The psychologist greeted me and led me to a huge black leather reclining chair. He looked a lot like Sigmund Freud, oval head, balding, deep-set eyes and a grey beard and mustache.
“Doctor, I’m afraid I’m losing my memory and if it goes so will my identity!”
I called him doctor, I didn’t know if he was or not, but it sounded more like he would know what he is talking about if I called him doctor!
“What makes you think this is not just normal aging?”
“It happens too often and it makes me feel powerless.”
“That’s you choosing to feel powerless, I will help you “unchoose” that perception. What you need is a new mindset!”
Now I was getting confused.
“What is a mindset?”
The Freud look alike cleared his throat and said:
“Mindsets are beliefs, perceptions and attitudes; in your case your beliefs and attitudes about memory and aging. How you think about things, negatively or positively.”
“Doctor, I know memory erodes with age, I just turned seventy, does this mean, I am declining in my cognitive functioning?”
I thought I’d throw that in, “cognitive functioning”, so he wouldn’t think I’m a dummy.
Freud continued: “Our beliefs are the rules and values that guide us in our daily activities.”
Then I went off the deep end.
“Doctor, I know my memory is failing and I can’t stand it.”
“I can’t relax, this is awful, I can’t remember my neighbor’s name or the items I needed at the grocery store. My memory is bad and it is only going to get worse!”
I started breathing heavy!
“You’re going to exhaust yourself, if you don’t calm down,” said Freud.
The doctor stared at me like he could see into my soul!
“Okay, lets get this therapy on the road. I’m going to give you an event and I want you to respond to it. Ready? Here we go:
“Oh, I forgot two items from the grocery store!”
I blurted out: “Oh god, I’m losing it.
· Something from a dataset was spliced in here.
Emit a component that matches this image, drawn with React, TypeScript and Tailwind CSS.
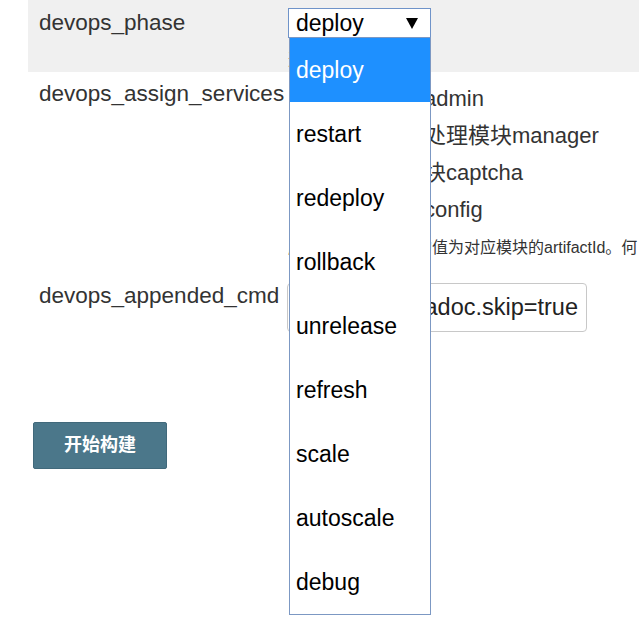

Could this be the beginning of dementia?”
“Now see, your response should have been:
“Well, I remembered the other eight items. I guess I wasn’t paying attention.”
Freud smiled and said: “Now I’m going to teach you a little memory trick. Sometimes there is an emotional component to your forgetfulness. Suppose you can’t recall the name of a person you couldn’t get along with. You remember your anger but you can’t remember the name. You need to counter the anger with humor. Think of a funny thing about that person. Humor encourages memory function. The anger response is gone and you can refocus on the name you want to recall. This trick is called, Distract So You Can Remember.”
“My brain was aching with all that information.”
Freud said: “I think you will be alright now. There probably isn’t a lot of things you forget.”
As I was leaving I said:
“There’s three things I forget a lot, names and faces and now I’ve forgotten the other thing!!!